#### Given task:
Search the material below for the word "styles" and copy every line in which it occurs.

#### Data extract:
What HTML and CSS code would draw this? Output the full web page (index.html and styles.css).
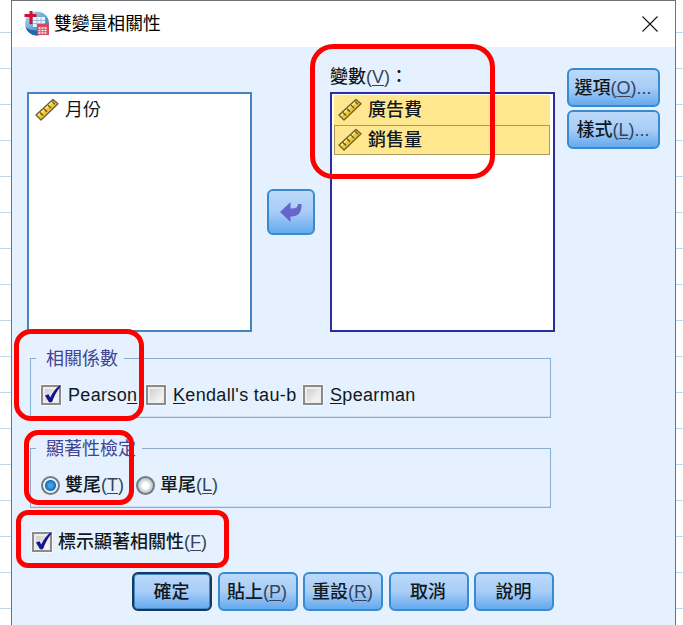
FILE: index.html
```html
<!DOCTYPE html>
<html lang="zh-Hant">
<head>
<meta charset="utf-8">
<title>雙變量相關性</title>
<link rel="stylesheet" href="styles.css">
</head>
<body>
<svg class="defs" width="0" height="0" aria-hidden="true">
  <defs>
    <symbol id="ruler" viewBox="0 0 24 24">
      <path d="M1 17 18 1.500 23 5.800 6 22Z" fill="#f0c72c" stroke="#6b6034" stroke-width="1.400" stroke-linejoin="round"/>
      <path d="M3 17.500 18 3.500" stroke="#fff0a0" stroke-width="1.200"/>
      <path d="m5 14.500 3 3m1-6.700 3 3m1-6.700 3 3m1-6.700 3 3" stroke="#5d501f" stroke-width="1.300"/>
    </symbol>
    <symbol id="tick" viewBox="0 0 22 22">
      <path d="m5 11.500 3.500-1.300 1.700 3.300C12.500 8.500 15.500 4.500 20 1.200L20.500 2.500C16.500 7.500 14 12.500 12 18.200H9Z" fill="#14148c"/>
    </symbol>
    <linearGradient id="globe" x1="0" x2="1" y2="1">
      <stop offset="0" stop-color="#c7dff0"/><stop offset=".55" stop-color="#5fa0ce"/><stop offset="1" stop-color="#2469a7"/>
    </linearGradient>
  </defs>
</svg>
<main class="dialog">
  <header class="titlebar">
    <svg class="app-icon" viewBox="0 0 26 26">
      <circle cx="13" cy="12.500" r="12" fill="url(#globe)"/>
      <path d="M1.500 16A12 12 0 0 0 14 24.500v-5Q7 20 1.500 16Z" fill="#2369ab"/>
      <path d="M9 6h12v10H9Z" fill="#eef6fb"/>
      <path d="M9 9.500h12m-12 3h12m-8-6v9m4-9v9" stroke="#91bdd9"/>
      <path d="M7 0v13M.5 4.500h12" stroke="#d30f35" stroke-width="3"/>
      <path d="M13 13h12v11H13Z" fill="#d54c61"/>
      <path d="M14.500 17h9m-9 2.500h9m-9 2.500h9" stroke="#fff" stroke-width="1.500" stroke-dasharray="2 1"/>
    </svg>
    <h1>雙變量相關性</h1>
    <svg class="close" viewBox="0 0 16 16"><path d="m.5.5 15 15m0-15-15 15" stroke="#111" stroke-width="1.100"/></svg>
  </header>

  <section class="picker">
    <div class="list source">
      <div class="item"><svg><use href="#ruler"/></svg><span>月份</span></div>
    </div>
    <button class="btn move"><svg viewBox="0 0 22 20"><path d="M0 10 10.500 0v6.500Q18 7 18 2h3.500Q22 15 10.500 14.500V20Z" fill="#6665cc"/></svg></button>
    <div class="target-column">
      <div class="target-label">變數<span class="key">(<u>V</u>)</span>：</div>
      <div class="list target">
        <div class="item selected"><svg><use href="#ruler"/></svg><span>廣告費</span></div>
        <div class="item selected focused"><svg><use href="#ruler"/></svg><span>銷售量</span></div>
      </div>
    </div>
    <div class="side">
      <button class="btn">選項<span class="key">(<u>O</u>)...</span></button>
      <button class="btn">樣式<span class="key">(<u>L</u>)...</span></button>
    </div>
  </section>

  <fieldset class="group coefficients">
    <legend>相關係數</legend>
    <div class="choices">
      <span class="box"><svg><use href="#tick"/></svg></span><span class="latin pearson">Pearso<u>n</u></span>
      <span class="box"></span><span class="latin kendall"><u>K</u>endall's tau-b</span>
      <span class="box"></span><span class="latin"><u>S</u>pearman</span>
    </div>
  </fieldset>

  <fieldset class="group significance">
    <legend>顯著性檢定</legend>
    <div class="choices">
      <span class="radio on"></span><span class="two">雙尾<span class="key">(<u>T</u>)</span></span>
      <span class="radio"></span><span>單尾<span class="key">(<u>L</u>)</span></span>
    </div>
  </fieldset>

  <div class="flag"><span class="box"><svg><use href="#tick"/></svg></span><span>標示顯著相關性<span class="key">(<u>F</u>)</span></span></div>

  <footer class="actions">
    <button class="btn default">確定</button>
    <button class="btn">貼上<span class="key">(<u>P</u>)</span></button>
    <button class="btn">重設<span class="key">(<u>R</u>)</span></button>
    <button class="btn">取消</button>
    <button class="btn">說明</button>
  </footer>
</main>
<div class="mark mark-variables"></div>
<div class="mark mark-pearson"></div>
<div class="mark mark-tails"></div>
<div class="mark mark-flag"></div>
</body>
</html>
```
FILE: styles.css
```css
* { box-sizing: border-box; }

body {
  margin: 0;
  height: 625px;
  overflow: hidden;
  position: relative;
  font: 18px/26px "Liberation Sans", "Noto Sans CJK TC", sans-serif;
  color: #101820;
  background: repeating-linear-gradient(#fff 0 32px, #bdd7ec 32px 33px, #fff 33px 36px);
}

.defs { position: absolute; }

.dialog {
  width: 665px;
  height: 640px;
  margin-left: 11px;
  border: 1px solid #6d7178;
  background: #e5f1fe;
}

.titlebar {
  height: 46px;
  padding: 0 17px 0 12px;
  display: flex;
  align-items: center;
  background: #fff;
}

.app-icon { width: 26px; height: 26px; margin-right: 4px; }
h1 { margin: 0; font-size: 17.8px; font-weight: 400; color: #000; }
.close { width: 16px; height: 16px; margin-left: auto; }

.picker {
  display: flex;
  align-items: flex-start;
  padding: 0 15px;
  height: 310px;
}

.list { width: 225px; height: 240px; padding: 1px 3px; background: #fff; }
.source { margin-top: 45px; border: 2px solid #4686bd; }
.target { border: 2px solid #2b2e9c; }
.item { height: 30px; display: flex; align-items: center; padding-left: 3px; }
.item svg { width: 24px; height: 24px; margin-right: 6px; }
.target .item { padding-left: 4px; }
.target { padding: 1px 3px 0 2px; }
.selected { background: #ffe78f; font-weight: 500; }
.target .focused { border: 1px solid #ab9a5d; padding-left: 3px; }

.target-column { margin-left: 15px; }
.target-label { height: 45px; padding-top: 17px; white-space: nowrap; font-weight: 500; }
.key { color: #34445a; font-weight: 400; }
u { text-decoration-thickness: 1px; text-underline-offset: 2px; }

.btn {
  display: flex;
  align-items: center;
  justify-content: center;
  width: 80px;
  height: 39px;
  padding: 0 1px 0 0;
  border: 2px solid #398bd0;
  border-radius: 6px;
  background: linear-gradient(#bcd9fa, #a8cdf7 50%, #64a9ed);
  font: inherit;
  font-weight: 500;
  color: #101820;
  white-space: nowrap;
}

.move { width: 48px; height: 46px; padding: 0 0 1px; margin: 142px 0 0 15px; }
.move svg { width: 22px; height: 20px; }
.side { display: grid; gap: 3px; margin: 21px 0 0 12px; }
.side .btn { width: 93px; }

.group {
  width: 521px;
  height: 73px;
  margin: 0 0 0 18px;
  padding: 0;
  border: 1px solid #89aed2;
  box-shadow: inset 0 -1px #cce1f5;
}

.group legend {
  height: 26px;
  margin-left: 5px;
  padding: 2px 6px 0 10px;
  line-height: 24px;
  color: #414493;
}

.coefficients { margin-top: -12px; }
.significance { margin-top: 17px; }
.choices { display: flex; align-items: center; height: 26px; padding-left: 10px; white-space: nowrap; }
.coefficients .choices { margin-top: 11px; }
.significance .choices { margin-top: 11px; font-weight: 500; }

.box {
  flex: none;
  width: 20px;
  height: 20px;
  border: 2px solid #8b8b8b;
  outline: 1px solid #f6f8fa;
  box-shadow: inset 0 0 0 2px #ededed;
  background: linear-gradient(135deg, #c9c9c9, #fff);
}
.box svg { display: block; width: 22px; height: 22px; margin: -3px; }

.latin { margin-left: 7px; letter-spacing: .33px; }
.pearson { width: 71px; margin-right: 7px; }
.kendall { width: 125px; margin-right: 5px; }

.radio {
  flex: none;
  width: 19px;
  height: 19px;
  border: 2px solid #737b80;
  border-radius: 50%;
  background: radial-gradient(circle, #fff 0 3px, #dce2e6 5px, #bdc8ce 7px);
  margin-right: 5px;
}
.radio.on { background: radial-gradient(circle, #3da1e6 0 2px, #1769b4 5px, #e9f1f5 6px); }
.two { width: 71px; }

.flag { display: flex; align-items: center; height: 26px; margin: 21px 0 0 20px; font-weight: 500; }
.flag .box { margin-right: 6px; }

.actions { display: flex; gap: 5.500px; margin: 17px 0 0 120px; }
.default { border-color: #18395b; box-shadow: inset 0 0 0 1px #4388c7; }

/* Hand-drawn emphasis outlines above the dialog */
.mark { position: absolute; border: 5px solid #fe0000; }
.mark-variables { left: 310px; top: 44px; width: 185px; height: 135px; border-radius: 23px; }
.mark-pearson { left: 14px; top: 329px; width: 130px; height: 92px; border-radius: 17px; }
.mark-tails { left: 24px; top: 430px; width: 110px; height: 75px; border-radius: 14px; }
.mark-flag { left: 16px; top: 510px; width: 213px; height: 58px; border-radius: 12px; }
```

#### Exercise output:
What HTML and CSS code would draw this? Output the full web page (index.html and styles.css).
<link rel="stylesheet" href="styles.css">
FILE: styles.css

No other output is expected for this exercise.